The superior white man's ways displaced the inferior red man's ways, as was appropriate according to the white man's conscience, which was shaped by his religion. The red man's conscience, shaped by his religion, was left to speak from the margins, in tones far nobler but not emphasized enough by superior weaponry, the ultimate sign of divine sanction.
How is this related? There's a sense that the elect, the chosen, those who have successfully maneuvered through the Ulyssean obstacles of the modern economy, should bear the rewards as well, in this case the clear conscience and bright prospects of right living, technologically speaking.
So that the center, the default center of humanity, in the sense of who should go on from here if there is to be a reduction in population numbers, should be those who've attained that center already, and their children.
The problem with that, morally, is that they should bear the responsibility for it, as well. That by gaining the rewards, they've helped create the circumstance. We should probably work that out pretty quickly, as it's likely to be pertinent, if not crucial, to our dilemma, in the near future.
On the other hand, if this is not the center of humanity, the successful and economically agile of the present moment, if in fact it lies elsewhere, if our loyalties should be cast further than toward the enterprising and successful of the way things are right now, where would that be?
The Kalahari, the Australian outback, the Arctic, the Amazon.
Anywhere people still live in ways that are molded to and by the real world, the one that shaped us from the beginning, the one we're damaging, the one we dominated until we began to break its harmony and balance.
Not to the exclusion of everyone else, but the center, the deepest part of what we are, who we are, the unbroken chain of our being that goes back through to the beginning.

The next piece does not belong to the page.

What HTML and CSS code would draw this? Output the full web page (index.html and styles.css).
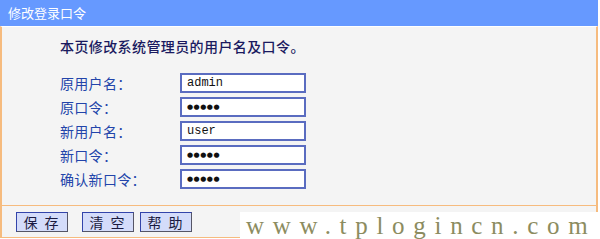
FILE: index.html
```html
<!DOCTYPE html>
<html lang="zh">
<head>
<meta charset="utf-8">
<link rel="stylesheet" href="styles.css">
</head>
<body>
<div class="page">
  <div class="title">修改登录口令</div>
  <div class="panel">
    <p class="intro">本页修改系统管理员的用户名及口令。</p>
    <div class="form">
      <div class="row"><span class="label">原用户名：</span><span class="input">admin</span></div>
      <div class="row"><span class="label">原口令：</span><span class="input dots">●●●●●</span></div>
      <div class="row"><span class="label">新用户名：</span><span class="input">user</span></div>
      <div class="row"><span class="label">新口令：</span><span class="input dots">●●●●●</span></div>
      <div class="row"><span class="label">确认新口令：</span><span class="input dots">●●●●●</span></div>
    </div>
  </div>
  <div class="footer">
    <button class="btn">保 存</button>
    <button class="btn gap">清 空</button>
    <button class="btn">帮 助</button>
  </div>
  <div class="watermark">www.tplogincn.com</div>
</div>
</body>
</html>
```
FILE: styles.css
```css
* { box-sizing: border-box; }
html, body { margin: 0; padding: 0; background: #ffffff; }
body { width: 600px; height: 239px; overflow: hidden; font-family: "Noto Sans CJK SC", "Liberation Sans", sans-serif; }
.page { position: relative; width: 598px; }
.title {
  height: 26px;
  background: #6699ff;
  color: #ffffff;
  font-size: 13px;
  line-height: 26px;
  padding-left: 8px;
}
.panel {
  background: #f4f4f4;
  border-left: 2px solid #f6bb7e;
  border-right: 2px solid #f6bb7e;
  border-top: 1px solid #ffffff;
  height: 179px;
  padding: 8px 0 0 58px;
}
.intro {
  margin: 0;
  font-size: 14px;
  line-height: 22px;
  color: #1a1a60;
  letter-spacing: 0.4px;
  font-weight: 500;
}
.form { margin-top: 16px; display: flex; flex-direction: column; gap: 4px; }
.row { display: flex; align-items: center; height: 20px; }
.label { width: 120px; font-size: 14px; color: #2244aa; letter-spacing: 0.3px; }
.input {
  width: 126px;
  height: 20px;
  border: 2px solid #5a6cc0;
  background: #ffffff;
  font-family: "Liberation Mono", monospace;
  font-size: 12px;
  line-height: 16px;
  padding-left: 5px;
  color: #111111;
}
.input.dots { font-size: 7px; letter-spacing: 0.5px; font-family: "DejaVu Sans", sans-serif; }
.footer {
  border-top: 1px solid #f6bb7e;
  border-left: 2px solid #f6bb7e;
  border-right: 2px solid #f6bb7e;
  border-bottom: 1px solid #f6bb7e;
  background: #f4f4f4;
  height: 33px;
  display: flex;
  align-items: center;
  padding-left: 14px;
  gap: 6px;
}
.btn {
  width: 52px;
  height: 20px;
  padding: 0;
  border: 1px solid #3344aa;
  border-right-color: #555566;
  border-bottom-color: #555566;
  background: #d4dcfa;
  color: #1a1a40;
  font-family: "Noto Sans CJK SC", sans-serif;
  font-size: 14px;
  line-height: 18px;
  letter-spacing: 2px;
}
.btn.gap { margin-left: 8px; }
.watermark {
  position: absolute;
  left: 240px;
  top: 212px;
  width: 360px;
  height: 27px;
  background: #ffffff;
  color: #8c8c60;
  font-family: "Liberation Serif", serif;
  font-size: 25px;
  line-height: 27px;
  letter-spacing: 8.7px;
  padding-left: 6px;
  white-space: nowrap;
}
```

Science in its wide abstract field of vision gives us no moral focus for this, seeing no difference between any of the players, only outcomes. Religion as it's devolved has become the excuse for selfishness that's needed to resolve the question. The Great Pig that wants to rule the world will take its refuge in any church or temple or mosque or synagogue it has to, and issue its demands from there, masked as fate and moral exigency.
And soon enough the call will come for the harsh necessity of population reduction.
Just you watch.
Maybe not from any official institution, not from any politician, but it will come. And it will make sense. Because there are too many of us - not numerically per se, but for how we live. And many people, after generations of grooming and breeding toward selfishness as a birthright, would rather see others die than change the way they live - if they're comfortable.
And many of us are comfortable living this way, even as the news comes in that it's terminal, selfish on a scale that's Blakean, Satanic, and completely unsustainable without massive, essential change.
The nature of that change is what the game's about.